Take the line containing "Generate a component" as the first line and the line containing "17.25V21h3.75L17.81 9.94l-3.75-3.75L3 17.25zM20.71" as the last, and output that span verbatim without any images.
Start of The records
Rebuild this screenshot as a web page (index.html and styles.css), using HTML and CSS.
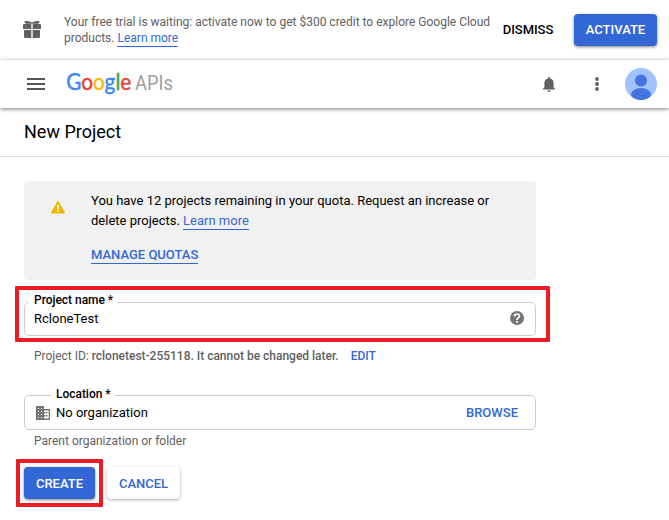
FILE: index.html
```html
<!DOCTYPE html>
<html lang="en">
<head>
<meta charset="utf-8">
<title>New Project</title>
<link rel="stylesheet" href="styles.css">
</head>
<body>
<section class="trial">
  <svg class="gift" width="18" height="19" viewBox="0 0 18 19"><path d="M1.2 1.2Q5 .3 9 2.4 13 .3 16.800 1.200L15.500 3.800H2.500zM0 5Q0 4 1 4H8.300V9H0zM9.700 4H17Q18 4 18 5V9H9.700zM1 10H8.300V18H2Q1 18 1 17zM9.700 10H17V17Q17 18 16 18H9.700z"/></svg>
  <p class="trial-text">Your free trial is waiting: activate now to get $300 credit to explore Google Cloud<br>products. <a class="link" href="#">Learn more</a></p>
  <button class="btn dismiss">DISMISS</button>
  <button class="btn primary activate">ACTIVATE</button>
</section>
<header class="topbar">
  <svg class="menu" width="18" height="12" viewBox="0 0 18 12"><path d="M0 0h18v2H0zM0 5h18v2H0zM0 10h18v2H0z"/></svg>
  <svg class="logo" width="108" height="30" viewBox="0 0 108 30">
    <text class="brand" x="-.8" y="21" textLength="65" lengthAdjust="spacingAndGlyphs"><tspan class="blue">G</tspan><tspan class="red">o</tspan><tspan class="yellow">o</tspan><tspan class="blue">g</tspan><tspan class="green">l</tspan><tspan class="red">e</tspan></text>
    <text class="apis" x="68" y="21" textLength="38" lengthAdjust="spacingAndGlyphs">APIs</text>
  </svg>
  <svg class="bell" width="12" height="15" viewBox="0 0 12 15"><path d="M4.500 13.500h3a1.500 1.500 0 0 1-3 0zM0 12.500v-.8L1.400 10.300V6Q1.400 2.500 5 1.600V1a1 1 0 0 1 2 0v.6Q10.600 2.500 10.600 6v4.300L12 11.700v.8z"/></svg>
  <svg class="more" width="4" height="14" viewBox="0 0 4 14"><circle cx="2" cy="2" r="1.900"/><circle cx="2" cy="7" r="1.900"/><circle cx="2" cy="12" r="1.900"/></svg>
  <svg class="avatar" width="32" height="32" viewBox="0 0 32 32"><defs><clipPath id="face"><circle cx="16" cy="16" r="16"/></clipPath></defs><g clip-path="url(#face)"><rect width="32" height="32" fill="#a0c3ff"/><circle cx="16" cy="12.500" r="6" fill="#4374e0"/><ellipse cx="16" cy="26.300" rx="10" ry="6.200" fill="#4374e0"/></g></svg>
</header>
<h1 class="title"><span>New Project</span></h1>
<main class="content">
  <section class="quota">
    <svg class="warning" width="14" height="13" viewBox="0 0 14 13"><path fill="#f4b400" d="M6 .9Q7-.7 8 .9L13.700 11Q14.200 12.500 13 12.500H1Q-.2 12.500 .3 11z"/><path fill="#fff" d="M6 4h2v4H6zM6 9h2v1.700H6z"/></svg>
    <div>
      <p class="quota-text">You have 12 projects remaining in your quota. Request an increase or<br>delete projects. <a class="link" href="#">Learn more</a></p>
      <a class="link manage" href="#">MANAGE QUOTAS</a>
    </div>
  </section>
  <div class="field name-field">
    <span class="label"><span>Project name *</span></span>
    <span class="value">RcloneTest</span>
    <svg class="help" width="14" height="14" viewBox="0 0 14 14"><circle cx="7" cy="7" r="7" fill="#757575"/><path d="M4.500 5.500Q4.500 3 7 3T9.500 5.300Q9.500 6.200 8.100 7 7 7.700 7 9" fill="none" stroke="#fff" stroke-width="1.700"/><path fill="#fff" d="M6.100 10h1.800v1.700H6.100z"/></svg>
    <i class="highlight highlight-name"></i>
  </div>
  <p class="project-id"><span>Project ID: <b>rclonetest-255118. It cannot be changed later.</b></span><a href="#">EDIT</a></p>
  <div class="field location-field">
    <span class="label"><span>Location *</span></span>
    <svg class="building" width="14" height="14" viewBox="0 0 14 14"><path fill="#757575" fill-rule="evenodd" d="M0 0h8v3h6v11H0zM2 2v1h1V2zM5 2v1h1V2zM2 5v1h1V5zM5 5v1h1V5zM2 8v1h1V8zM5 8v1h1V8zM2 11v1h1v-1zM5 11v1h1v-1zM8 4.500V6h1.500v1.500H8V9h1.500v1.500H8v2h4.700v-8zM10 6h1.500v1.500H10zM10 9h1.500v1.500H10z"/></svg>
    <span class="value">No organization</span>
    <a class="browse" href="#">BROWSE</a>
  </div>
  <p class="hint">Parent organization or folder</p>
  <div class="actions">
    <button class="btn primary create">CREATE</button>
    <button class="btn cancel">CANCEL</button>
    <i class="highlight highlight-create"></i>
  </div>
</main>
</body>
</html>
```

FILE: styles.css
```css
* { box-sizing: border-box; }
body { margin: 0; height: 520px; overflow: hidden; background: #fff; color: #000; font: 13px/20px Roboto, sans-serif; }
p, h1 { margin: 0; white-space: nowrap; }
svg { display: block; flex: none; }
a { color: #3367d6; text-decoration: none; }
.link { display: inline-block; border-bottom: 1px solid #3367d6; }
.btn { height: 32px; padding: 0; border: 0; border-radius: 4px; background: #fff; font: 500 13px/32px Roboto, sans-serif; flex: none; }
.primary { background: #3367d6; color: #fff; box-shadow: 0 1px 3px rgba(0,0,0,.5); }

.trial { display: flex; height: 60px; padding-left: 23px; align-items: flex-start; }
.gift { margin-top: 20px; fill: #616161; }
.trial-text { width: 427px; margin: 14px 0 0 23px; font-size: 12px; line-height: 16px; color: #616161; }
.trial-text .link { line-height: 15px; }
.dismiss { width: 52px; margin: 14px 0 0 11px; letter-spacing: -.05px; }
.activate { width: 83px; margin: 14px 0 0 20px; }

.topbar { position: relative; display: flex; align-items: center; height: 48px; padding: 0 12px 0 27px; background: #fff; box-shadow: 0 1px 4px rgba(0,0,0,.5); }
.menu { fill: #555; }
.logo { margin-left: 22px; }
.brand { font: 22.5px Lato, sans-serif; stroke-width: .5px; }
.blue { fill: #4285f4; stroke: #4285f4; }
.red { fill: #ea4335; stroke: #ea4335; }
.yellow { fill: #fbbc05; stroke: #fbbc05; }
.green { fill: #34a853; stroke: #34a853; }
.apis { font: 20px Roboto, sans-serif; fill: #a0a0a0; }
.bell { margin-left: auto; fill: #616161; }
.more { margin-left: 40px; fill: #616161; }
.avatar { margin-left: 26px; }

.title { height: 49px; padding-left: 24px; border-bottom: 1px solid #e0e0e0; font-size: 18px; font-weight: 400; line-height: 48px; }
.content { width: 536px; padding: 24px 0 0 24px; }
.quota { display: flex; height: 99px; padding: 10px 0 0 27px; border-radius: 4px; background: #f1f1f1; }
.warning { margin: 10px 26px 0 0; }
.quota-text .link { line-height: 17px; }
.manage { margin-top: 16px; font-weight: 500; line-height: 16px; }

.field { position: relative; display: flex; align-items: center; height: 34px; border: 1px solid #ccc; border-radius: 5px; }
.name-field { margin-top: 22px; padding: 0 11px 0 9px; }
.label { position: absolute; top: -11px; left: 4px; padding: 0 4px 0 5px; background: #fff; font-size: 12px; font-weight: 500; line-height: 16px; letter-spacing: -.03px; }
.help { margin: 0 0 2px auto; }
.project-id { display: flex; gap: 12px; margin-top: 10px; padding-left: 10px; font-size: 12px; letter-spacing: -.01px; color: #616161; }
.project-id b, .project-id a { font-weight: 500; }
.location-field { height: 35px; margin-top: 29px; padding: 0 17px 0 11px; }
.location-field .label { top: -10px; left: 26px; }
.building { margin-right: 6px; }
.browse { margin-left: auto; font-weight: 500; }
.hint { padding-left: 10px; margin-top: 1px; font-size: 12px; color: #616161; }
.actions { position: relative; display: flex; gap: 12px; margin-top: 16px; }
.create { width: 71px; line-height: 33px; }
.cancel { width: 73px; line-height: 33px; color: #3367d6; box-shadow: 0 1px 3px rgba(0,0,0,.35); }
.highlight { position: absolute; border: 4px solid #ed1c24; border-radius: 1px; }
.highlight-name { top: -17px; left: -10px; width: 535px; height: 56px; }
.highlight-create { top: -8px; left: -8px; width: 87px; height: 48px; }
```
End of The records
Start of The records
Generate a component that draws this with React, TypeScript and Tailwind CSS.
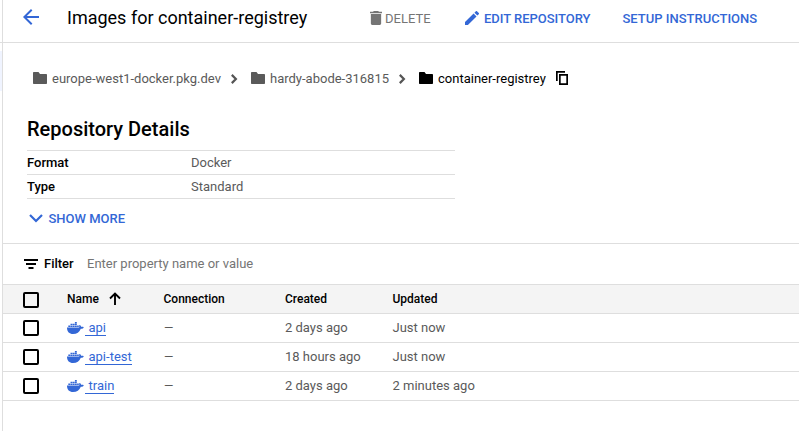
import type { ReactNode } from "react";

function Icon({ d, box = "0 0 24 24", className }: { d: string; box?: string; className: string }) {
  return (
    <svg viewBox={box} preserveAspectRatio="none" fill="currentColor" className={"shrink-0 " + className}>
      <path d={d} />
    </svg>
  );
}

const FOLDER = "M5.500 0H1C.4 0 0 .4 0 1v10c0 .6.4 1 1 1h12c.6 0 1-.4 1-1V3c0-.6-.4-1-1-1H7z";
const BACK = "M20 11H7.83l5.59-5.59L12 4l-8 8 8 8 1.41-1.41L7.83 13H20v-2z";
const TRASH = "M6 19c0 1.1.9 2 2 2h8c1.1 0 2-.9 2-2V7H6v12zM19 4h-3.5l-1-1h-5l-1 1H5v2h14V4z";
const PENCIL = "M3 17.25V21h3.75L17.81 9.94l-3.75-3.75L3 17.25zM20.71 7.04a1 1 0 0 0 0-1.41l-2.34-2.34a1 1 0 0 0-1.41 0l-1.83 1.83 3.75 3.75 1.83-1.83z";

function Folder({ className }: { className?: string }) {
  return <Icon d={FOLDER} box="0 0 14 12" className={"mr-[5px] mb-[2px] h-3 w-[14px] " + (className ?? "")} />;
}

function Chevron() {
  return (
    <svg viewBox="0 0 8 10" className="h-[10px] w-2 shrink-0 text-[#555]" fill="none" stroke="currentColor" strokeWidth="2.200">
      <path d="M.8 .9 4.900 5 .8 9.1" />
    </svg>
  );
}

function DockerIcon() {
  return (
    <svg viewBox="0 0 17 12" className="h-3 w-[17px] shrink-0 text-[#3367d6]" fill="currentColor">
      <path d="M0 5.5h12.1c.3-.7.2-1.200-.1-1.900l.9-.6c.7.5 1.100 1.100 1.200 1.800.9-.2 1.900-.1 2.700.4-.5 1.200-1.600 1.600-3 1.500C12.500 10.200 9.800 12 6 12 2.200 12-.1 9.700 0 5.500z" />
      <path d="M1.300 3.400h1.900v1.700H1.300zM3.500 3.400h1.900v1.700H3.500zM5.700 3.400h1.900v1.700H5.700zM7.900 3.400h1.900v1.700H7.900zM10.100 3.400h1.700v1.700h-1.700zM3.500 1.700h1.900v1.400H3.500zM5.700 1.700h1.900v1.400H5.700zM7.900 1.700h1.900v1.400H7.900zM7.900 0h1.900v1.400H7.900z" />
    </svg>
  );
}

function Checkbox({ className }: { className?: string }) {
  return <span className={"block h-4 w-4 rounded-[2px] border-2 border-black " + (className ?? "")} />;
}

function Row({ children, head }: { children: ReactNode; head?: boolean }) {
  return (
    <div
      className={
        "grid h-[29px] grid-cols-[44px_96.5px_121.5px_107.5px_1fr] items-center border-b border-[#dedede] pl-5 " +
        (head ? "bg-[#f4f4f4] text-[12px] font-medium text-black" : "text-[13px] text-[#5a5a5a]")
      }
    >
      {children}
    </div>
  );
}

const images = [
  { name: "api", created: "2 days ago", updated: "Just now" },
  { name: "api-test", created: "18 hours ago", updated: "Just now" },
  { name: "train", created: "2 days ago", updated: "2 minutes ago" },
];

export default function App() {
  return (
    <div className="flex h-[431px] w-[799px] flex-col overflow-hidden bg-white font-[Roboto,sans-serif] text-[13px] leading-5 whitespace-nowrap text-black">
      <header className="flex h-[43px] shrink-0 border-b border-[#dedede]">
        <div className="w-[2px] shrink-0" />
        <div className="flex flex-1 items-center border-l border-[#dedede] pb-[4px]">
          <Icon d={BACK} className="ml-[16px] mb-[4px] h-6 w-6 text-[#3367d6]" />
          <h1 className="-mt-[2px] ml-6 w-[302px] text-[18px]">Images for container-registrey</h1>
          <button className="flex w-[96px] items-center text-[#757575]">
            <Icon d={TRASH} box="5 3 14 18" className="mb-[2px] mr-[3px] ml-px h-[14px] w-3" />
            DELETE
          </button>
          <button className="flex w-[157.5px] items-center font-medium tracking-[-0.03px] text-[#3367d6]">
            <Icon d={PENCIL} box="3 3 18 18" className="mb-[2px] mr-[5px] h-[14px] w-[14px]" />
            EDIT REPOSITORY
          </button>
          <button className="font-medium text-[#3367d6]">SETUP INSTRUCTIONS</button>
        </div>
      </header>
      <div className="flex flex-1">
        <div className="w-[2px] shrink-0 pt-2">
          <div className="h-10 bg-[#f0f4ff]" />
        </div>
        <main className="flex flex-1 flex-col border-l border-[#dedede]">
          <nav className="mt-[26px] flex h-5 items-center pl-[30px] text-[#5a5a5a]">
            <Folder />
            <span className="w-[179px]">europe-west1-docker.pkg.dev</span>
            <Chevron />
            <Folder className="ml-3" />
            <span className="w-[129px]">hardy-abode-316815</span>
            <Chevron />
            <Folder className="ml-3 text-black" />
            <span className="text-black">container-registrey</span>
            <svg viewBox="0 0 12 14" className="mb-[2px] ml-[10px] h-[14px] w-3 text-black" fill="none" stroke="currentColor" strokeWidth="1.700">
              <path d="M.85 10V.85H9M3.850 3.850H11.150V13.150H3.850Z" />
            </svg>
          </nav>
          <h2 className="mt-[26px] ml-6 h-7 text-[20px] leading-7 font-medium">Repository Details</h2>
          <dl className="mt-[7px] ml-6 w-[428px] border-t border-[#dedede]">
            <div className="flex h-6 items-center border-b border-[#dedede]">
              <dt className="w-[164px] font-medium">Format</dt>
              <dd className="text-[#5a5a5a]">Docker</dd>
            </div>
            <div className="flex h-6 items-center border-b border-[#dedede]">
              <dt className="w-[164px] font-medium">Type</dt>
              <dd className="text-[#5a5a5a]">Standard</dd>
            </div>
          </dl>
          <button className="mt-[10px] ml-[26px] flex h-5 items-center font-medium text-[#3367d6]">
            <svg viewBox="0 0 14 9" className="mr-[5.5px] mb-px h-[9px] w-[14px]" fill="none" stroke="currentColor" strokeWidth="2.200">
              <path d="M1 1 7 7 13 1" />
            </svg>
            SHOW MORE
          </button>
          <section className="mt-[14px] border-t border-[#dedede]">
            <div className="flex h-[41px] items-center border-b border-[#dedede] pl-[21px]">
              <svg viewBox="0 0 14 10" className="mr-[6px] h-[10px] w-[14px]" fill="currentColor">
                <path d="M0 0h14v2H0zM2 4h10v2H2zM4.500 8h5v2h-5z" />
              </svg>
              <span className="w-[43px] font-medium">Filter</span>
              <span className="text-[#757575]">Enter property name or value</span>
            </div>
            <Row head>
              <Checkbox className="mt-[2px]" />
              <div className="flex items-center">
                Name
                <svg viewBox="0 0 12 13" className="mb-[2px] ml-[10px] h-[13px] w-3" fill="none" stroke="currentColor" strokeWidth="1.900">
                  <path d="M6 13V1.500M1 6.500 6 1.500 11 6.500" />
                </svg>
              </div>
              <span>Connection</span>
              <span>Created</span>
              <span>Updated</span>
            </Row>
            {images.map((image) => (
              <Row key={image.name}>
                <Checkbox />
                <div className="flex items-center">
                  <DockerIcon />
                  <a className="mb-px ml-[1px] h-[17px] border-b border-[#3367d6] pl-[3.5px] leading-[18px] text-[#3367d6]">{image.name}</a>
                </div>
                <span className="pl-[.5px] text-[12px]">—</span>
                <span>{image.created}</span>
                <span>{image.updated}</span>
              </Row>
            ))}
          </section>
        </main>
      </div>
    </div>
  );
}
End of The records
Solution to the exercise:
Generate a component that draws this with React, TypeScript and Tailwind CSS.
import type { ReactNode } from "react";

function Icon({ d, box = "0 0 24 24", className }: { d: string; box?: string; className: string }) {
  return (
    <svg viewBox={box} preserveAspectRatio="none" fill="currentColor" className={"shrink-0 " + className}>
      <path d={d} />
    </svg>
  );
}

const FOLDER = "M5.500 0H1C.4 0 0 .4 0 1v10c0 .6.4 1 1 1h12c.6 0 1-.4 1-1V3c0-.6-.4-1-1-1H7z";
const BACK = "M20 11H7.83l5.59-5.59L12 4l-8 8 8 8 1.41-1.41L7.83 13H20v-2z";
const TRASH = "M6 19c0 1.1.9 2 2 2h8c1.1 0 2-.9 2-2V7H6v12zM19 4h-3.5l-1-1h-5l-1 1H5v2h14V4z";
const PENCIL = "M3 17.25V21h3.75L17.81 9.94l-3.75-3.75L3 17.25zM20.71 7.04a1 1 0 0 0 0-1.41l-2.34-2.34a1 1 0 0 0-1.41 0l-1.83 1.83 3.75 3.75 1.83-1.83z";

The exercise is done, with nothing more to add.